Les surcoûts techniques modifient-ils vos manières de travailler ? 

Les breaks de nos tournées ont tous changé, pour diverses raisons, et nous ne pouvions pas toujours l’anticiper. Tout d’abord, les prévisions en terme de billetterie sont moins hautes qu’avant, et il nous arrive de faire des gestes envers des promoteurs qui n’ont pas vu leur public revenir à hauteur de ce qu’ils escomptaient. Maintenant, ce sont les bookings de dernière minute qui peuvent s’avérer risqués, ils nécessitent souvent des dépenses exorbitantes, surtout en transport et engendreront peut-être des pertes. 

Cet été de reprise s’annonce-t-il au final positif pour le secteur ? 

Nous ne le saurons qu’au moment des bilans. En ce qui nous concerne, nos artistes électro tournent très bien, nous avions d’ailleurs déjà profité de quelques fenêtres de tir très favorables pendant les quelques épisodes déconfinés de 2021 - nous avions notamment organisé un festival à Paris, Elektrik Park, qui avait fait le plein. De manière générale, nous restons volontaires et offensifs en terme de business, car il est devenu difficile de faire de la place pour tout le monde. 

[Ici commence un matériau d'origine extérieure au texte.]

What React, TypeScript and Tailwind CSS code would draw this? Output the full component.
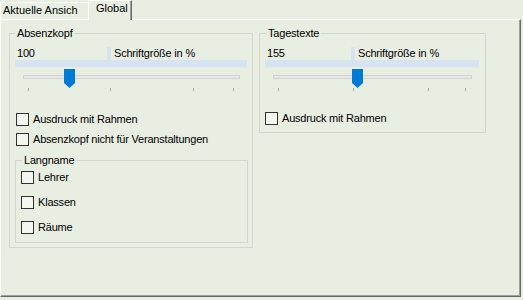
const font = "font-['Liberation_Sans',Arial,sans-serif] text-[11px] leading-[13px] tracking-[-0.2px] text-black"

function Legend({ title, indent }: { title: string; indent: string }) {
  return <legend className={`${indent} px-[2px] leading-[14px]`}>{title}</legend>
}

function CheckRow({ label }: { label: string }) {
  return (
    <div className="flex h-[13px] items-center">
      <span className="h-[13px] w-[13px] shrink-0 border border-[#333333] bg-[#f4f6f2]" />
      <span className="ml-[4px] whitespace-nowrap">{label}</span>
    </div>
  )
}

interface SizeSliderProps {
  value: string
  boxWidth: number
  stripWidth: number
  trackWidth: number
  thumbX: number
  ticks: number[]
}

function SizeSlider({ value, boxWidth, stripWidth, trackWidth, thumbX, ticks }: SizeSliderProps) {
  return (
    <div className="pl-[5px]">
      {/* value + label row */}
      <div className="mt-[7px] flex h-[13px]" style={{ width: stripWidth }}>
        <div className="pl-[2px]" style={{ width: boxWidth }}>{value}</div>
        <div className="w-[4px] bg-[#d5e3f2]" />
        <div className="ml-[3px] whitespace-nowrap">Schriftgröße in %</div>
      </div>
      <div className="h-[7px] bg-[#d5e3f2]" style={{ width: stripWidth }} />
      {/* trackbar */}
      <div className="relative ml-[8px] h-[26px]" style={{ width: trackWidth }}>
        <div className="absolute left-0 right-0 top-[8px] h-[4px] border border-[#d2d2d2] bg-[#e8e8e8]" />
        <svg className="absolute top-[2px]" style={{ left: thumbX }} width="11" height="19" viewBox="0 0 11 19">
          <path d="M0 0H11V14L5.5 19L0 14Z" fill="#0078d7" />
        </svg>
        {ticks.map((t) => (
          <div key={t} className="absolute top-[21px] h-[3px] w-px bg-[#a8a8a8]" style={{ left: t }} />
        ))}
      </div>
    </div>
  )
}

export default function App() {
  return (
    <div className={`${font} h-[300px] w-[523px] bg-[#e8eee2]`}>
      {/* tabs */}
      <div className="flex h-[19px] items-end tracking-normal">
        <div className="h-[17px] w-[88px] overflow-hidden whitespace-nowrap border-l border-t border-white pl-[2px] pt-[1px]">
          Aktuelle Ansich
        </div>
        <div className="relative z-10 -mb-px h-[20px] w-[44px] border-l border-r border-t border-l-white border-t-white border-r-[#696969] bg-[#e8eee2] pl-[7px] pt-[1px] shadow-[inset_-1px_0_0_#a0a0a0]">
          Global
        </div>
      </div>

      {/* panel */}
      <div className="flex h-[278px] w-[521px] items-start gap-[6px] border-b border-l border-r border-t border-b-[#696969] border-l-white border-r-[#696969] border-t-white pl-[8px] pt-[6px] shadow-[inset_-1px_-1px_0_#a0a0a0]">
        <fieldset className="w-[244px] border border-[#d3d6cf] pb-[4px]">
          <Legend title="Absenzkopf" indent="ml-[5px]" />
          <SizeSlider value="100" boxWidth={92} stripWidth={232} trackWidth={217} thumbX={41} ticks={[5, 87, 170, 210]} />
          <div className="mt-[20px] flex flex-col gap-[7px] pl-[6px]">
            <CheckRow label="Ausdruck mit Rahmen" />
            <CheckRow label="Absenzkopf nicht für Veranstaltungen" />
          </div>
          <fieldset className="ml-[5px] mt-[7px] w-[233px] border border-[#d3d6cf] pb-[8px]">
            <Legend title="Langname" indent="ml-[6px]" />
            <div className="mt-[4px] flex flex-col gap-[12px] pl-[5px]">
              <CheckRow label="Lehrer" />
              <CheckRow label="Klassen" />
              <CheckRow label="Räume" />
            </div>
          </fieldset>
        </fieldset>

        <fieldset className="w-[227px] border border-[#d3d6cf] pb-[7px]">
          <Legend title="Tagestexte" indent="ml-[6px]" />
          <SizeSlider value="155" boxWidth={86} stripWidth={214} trackWidth={199} thumbX={79} ticks={[5, 80, 155, 192]} />
          <div className="mt-[19px] pl-[5px]">
            <CheckRow label="Ausdruck mit Rahmen" />
          </div>
        </fieldset>
      </div>
    </div>
  )
}
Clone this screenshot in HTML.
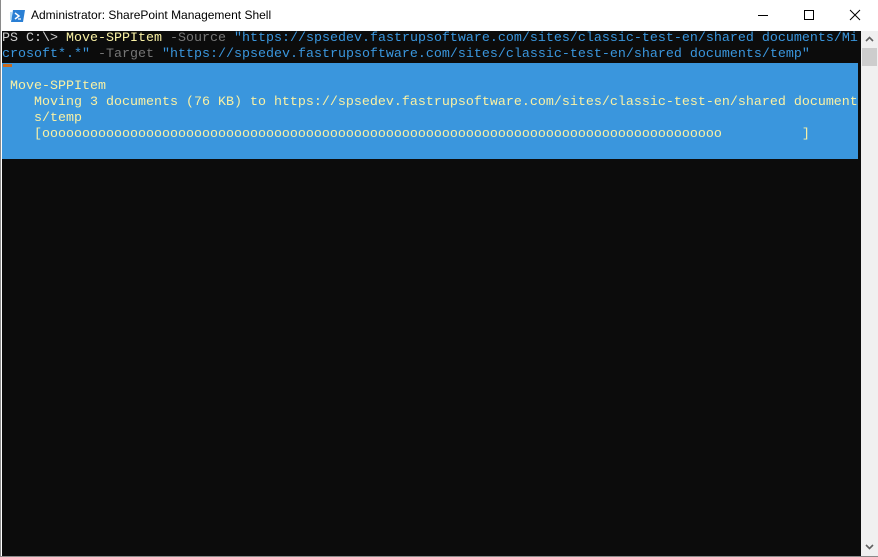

La surenchère de live cet été pose néanmoins question, et laisse craindre des impayés en dernière ligne. Il y a eu un petit eldorado de fêtes l’an dernier, qui était contextuel et certains lieux éphémères de l’époque ont déjà disparu. Certains promoteurs de festivals auraient-ils vu trop gros en ajoutant par exemple une journée à leur édition pour surfer sur cette vague ? La rentrée nous le dira.